15. Software Maintenance Plans. If Customer has purchased support services from SRS as set forth in the Order, SRS will provide reasonable technical support by telephone or email during normal business hours. If Customer has not enrolled in a support services plan with SRS and requests support from SRS, Customer agrees to pay SRS its then standard hourly service fees for such support. Hours, contact information and other terms of service for software maintenance plans in effect from time to time are available at www.srswebsolutions.com. SRS may modify such terms from time to time with or without notice. Service calls and other service-related activities may be recorded or monitored for quality assurance purposes.

16. Customer Responsibility for Data Security and Backup. Customer is solely responsible for the security and backup of its data and for the accuracy and completeness of all data entered by Customer while utilizing the SRS Software. SRS strongly encourages Customer to (i) protect its network from unauthorized access, (ii) archive and verify its data on a daily basis, (iii) keep all software current with the latest security patches and updates, and (d) employ up-to-date encryption technology or other appropriate means to protect the security of its data when transmitted, electronically or otherwise, to SRS. SRS shall have no liability for any unauthorized interception or disclosure of Customer’s data during its transmission from Customer to SRS.

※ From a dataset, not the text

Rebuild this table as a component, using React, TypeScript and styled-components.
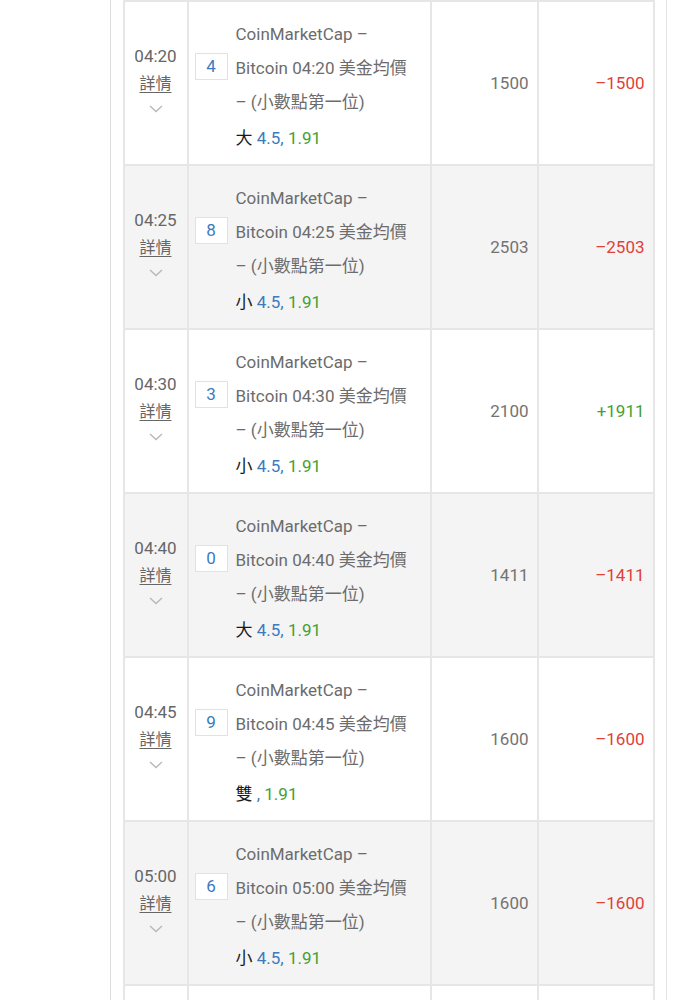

17. Client Consent. Customer represents and warrants to SRS that it has obtained and shall obtain all consents required by law or contract from clients of Customer whose health, financial or other personal information may be disclosed to SRS in the course of Customer's use, or SRS’s installation, maintenance or support of, the SRS Software. Customer shall defend, indemnify and hold harmless SRS from and against any loss or damage resulting from Customer's failure, or claimed failure, to obtain any such consent.